Tuesday, October 1, 2013

Part 12 of Italian (Polenta & Risotto) Cooking

This will be the last segment of "Italian Cooking" although I will continue to publish more Italian recipes.  But with this one I've pretty much covered the basics of Italian cooking.  Remember you can always go back to the other eleven, as well as this one, anytime you think you need to be refreshed on some aspect.

Showing off Grandpa Shirt
Before I start I need to tell on my blog assistant.  We (my wife, granddaughter, myself) went to a neighborhood pot luck a couple of weeks ago.  I took my "Lasagna" recipe from the cookbook and the Garlic Bread (V) recipe from this blog.  Nora (blog asst./granddaughter) wouldn't eat anything until she had devoured 2 slices of the garlic bread.  I think she is just buttering up grandpa for something special.  I'm going to have to watch that one.  She's learning how to get the best of me.  She was wearing a new shirt for grandpa.  It said "My Heart Belongs To Grandpa" and mine to her.

Let's start with "Polenta" which is a product of Northern Italy.  It came about after the new world was discovered and corn was introduced to Italy.  Polenta use to be made with other grains but corn became king I believe because of taste.  In making polenta, you can use water, stock (beef, chicken, vegetable), milk or some combination of them.  You could even try using wine.  One of the keys is to cook it slowly over medium-low heat and stir so it doesn't become lumpy on you.  You can buy quick cooking polenta.  But like grits (Southern USA dish), you are much better off not.

Polenta is a very versatile ingredient.  It can be used for sweet dishes as well as the savory.  It can be a 1st course dish, a vegetable dish, a main course or even a dessert.  I mention in the recipe tomorrow "Basic Polenta" that it is made stove-top to start.  However, you can then take the polenta and roll it out to about a 1/2 inch thickness and cut it into wedges, circles or any shape you desire.  It can then be deep-fried, pan-fried, broiled or baked.  So be sure to give it a try.

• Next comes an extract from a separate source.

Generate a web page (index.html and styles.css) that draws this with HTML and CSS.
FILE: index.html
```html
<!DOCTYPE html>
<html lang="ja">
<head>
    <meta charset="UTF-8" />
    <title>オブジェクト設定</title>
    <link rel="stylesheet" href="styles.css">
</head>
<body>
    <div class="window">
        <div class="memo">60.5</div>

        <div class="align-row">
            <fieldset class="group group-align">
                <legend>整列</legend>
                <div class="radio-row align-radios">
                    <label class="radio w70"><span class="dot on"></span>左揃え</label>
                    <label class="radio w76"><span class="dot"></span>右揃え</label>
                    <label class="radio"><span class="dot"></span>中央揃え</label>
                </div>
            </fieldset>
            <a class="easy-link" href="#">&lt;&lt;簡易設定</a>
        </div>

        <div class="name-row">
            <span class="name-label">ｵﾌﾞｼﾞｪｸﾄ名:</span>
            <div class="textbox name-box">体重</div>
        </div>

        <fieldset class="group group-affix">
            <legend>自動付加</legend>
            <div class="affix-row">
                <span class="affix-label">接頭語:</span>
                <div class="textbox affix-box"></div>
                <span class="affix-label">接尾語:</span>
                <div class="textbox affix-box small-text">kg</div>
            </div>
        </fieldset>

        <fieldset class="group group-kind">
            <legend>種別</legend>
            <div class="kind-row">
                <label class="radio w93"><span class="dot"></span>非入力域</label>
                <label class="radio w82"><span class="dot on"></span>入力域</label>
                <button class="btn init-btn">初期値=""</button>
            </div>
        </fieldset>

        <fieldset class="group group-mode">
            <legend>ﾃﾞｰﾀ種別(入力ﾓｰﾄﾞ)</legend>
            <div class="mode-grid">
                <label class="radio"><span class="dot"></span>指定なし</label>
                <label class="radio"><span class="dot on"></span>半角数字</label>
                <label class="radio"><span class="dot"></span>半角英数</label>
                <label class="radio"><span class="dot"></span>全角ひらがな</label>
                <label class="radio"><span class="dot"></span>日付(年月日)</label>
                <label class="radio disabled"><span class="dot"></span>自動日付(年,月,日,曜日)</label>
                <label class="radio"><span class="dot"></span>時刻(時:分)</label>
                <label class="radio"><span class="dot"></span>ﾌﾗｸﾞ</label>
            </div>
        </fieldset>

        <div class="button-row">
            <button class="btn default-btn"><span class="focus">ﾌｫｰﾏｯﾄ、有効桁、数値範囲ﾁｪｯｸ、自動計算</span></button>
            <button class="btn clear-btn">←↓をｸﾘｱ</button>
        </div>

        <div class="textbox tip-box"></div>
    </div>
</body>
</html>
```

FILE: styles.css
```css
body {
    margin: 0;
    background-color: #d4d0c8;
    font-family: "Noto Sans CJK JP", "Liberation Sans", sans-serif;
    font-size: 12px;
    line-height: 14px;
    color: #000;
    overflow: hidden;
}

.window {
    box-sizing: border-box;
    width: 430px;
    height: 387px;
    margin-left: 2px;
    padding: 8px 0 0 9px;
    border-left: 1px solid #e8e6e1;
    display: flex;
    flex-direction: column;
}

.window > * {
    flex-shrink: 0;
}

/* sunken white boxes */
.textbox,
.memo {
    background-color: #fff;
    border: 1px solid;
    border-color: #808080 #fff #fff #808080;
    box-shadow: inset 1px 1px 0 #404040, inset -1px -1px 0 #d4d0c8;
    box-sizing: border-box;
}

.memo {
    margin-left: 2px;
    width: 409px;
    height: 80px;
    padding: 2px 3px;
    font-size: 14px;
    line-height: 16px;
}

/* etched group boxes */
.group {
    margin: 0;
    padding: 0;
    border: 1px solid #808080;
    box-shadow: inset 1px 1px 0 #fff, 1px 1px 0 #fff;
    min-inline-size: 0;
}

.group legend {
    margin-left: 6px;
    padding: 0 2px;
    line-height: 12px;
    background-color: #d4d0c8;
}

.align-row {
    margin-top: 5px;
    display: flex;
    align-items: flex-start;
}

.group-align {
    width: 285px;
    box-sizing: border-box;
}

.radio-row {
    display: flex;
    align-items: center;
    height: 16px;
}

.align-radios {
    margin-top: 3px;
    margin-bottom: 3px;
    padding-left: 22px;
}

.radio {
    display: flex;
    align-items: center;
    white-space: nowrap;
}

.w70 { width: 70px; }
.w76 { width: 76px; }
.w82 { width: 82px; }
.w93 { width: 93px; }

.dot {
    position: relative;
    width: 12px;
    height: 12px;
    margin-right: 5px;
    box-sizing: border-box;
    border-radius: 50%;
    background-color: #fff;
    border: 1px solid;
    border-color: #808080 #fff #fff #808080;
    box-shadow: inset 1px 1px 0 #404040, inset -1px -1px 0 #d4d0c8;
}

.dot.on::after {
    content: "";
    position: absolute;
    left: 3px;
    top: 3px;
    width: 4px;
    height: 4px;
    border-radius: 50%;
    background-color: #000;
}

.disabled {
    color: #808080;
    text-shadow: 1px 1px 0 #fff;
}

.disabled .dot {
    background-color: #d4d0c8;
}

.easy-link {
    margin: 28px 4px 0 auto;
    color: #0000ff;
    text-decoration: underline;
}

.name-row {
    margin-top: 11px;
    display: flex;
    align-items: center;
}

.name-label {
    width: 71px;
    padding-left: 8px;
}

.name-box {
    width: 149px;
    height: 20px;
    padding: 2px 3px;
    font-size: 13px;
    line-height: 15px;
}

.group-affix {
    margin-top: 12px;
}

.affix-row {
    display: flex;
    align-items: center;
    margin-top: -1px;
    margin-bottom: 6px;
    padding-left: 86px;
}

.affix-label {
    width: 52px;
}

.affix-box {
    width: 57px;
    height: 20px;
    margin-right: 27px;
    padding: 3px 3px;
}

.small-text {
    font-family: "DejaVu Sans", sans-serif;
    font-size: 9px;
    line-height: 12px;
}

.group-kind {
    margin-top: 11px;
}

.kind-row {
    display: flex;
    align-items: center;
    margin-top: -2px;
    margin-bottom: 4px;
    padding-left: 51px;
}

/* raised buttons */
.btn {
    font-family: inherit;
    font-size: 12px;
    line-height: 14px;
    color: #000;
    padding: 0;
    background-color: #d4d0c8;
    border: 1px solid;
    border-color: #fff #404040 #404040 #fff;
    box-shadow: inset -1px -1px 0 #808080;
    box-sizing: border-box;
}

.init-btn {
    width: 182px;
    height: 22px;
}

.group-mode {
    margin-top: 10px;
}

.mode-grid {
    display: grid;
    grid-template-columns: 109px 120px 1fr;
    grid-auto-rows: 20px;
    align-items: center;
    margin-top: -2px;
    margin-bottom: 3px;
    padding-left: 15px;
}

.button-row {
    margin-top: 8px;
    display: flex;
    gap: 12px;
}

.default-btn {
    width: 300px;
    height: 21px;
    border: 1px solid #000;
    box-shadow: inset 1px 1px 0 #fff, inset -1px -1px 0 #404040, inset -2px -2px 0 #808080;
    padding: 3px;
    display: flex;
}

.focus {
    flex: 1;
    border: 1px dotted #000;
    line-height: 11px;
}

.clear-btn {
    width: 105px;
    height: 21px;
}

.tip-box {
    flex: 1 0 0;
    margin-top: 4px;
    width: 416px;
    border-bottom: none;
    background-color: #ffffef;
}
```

"Risotto" is also a product of Northern Italy.  My Italian is minimal but riso means rice.  Risotto is a creamy rich rice dish.  You could do a basic risotto but nobody does.  Risotto always has some other ingredient to enhance it.  You will see many risotto dishes with asparagus, mushrooms or shrimp.  Many other ingredients can be as well.  This week's recipe uses shrimp ("Risotto with Shrimp"- Thursday).

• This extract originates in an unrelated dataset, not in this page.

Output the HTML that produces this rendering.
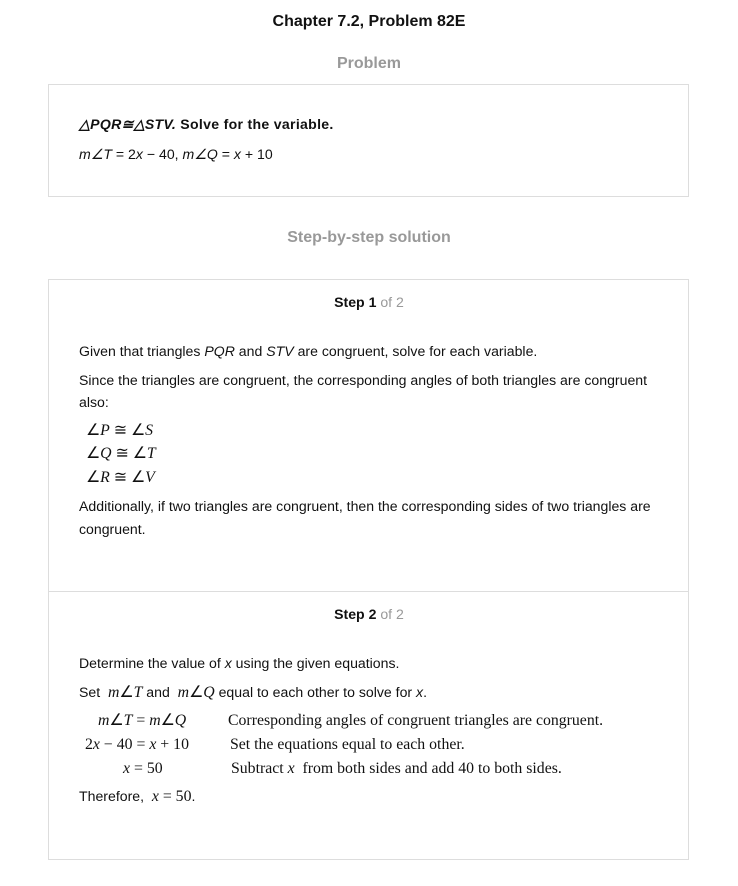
<!DOCTYPE html>
<html><head><meta charset="utf-8"><style>
body{margin:0;width:738px;height:886px;background:#fff;font-family:"Liberation Sans",Arial,sans-serif;color:#111;position:relative;overflow:hidden}
.a{position:absolute;white-space:nowrap;font-size:14.1px;line-height:16px}
.c{left:0;width:738px;text-align:center}
.box{position:absolute;border:1px solid #ddd;left:48px;width:639px}
.sr{font-family:"Liberation Serif","Times New Roman",serif;font-size:15.8px}
.g{color:#999}
</style></head><body>
<div class="a c" style="top:13px;font-size:16px;font-weight:bold;line-height:18px">Chapter 7.2, Problem 82E</div>
<div class="a c g" style="top:55px;font-size:16px;font-weight:bold;line-height:18px">Problem</div>
<div class="box" style="top:84px;height:111px"></div>
<div class="a" style="left:79px;top:116px;font-weight:bold;letter-spacing:0.3px"><i>△PQR≅△STV.</i> Solve for the variable.</div>
<div class="a" style="left:79px;top:146px"><i>m∠T</i> = 2<i>x</i> − 40, <i>m∠Q</i> = <i>x</i> + 10</div>
<div class="a c g" style="top:229px;font-size:16px;font-weight:bold;line-height:18px">Step-by-step solution</div>
<div class="box" style="top:279px;height:579px"></div>
<div style="position:absolute;left:49px;width:639px;top:591px;border-top:1px solid #ddd"></div>
<div class="a c" style="top:294px"><b>Step 1</b> <span class="g">of 2</span></div>
<div class="a" style="left:79px;top:343px">Given that triangles <i>PQR</i> and <i>STV</i> are congruent, solve for each variable.</div>
<div class="a" style="left:79px;top:372px">Since the triangles are congruent, the corresponding angles of both triangles are congruent</div>
<div class="a" style="left:79px;top:394px">also:</div>
<div class="a sr" style="left:86px;top:423px">∠<i>P</i> ≅ ∠<i>S</i></div>
<div class="a sr" style="left:86px;top:446px">∠<i>Q</i> ≅ ∠<i>T</i></div>
<div class="a sr" style="left:86px;top:470px">∠<i>R</i> ≅ ∠<i>V</i></div>
<div class="a" style="left:79px;top:498px">Additionally, if two triangles are congruent, then the corresponding sides of two triangles are</div>
<div class="a" style="left:79px;top:521px">congruent.</div>
<div class="a c" style="top:606px"><b>Step 2</b> <span class="g">of 2</span></div>
<div class="a" style="left:79px;top:655px">Determine the value of <i>x</i> using the given equations.</div>
<div class="a" style="left:79px;top:684px">Set &nbsp;<span class="sr"><i>m</i>∠<i>T</i></span> and &nbsp;<span class="sr"><i>m</i>∠<i>Q</i></span> equal to each other to solve for <i>x</i>.</div>
<div class="a sr" style="left:98px;top:713px"><i>m</i>∠<i>T</i> = <i>m</i>∠<i>Q</i></div>
<div class="a sr" style="left:85px;top:737px">2<i>x</i> − 40 = <i>x</i> + 10</div>
<div class="a sr" style="left:123px;top:761px"><i>x</i> = 50</div>
<div class="a sr" style="left:228px;top:713px">Corresponding angles of congruent triangles are congruent.</div>
<div class="a sr" style="left:230px;top:737px">Set the equations equal to each other.</div>
<div class="a sr" style="left:231px;top:761px">Subtract <i>x</i> &nbsp;from both sides and add 40 to both sides.</div>
<div class="a" style="left:79px;top:788px">Therefore, &nbsp;<span class="sr"><i>x</i> = 50</span>.</div>
</body></html>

As with polenta, risotto is best cooked slow.  You keep adding liquid to the rice as you stir and let it be absorbed.  Never add more than one ladle at a time to the pan.  This process of first sauteing the rice and then slowly adding the liquid is what makes it so creamy.  Your liquid can be water but other liquids grow the flavor better.  Try using stocks (beef, chicken, vegetable, etc.) or wine or a combination.  It is best to stay away from milk when cooking risotto.

Leftover risotto is good for other uses.  A favorite one is to take risotto and press it around a piece of mozzarella cheese, coat it with fine bread crumbs and deep-fry it.  It makes a great snack or appetizer.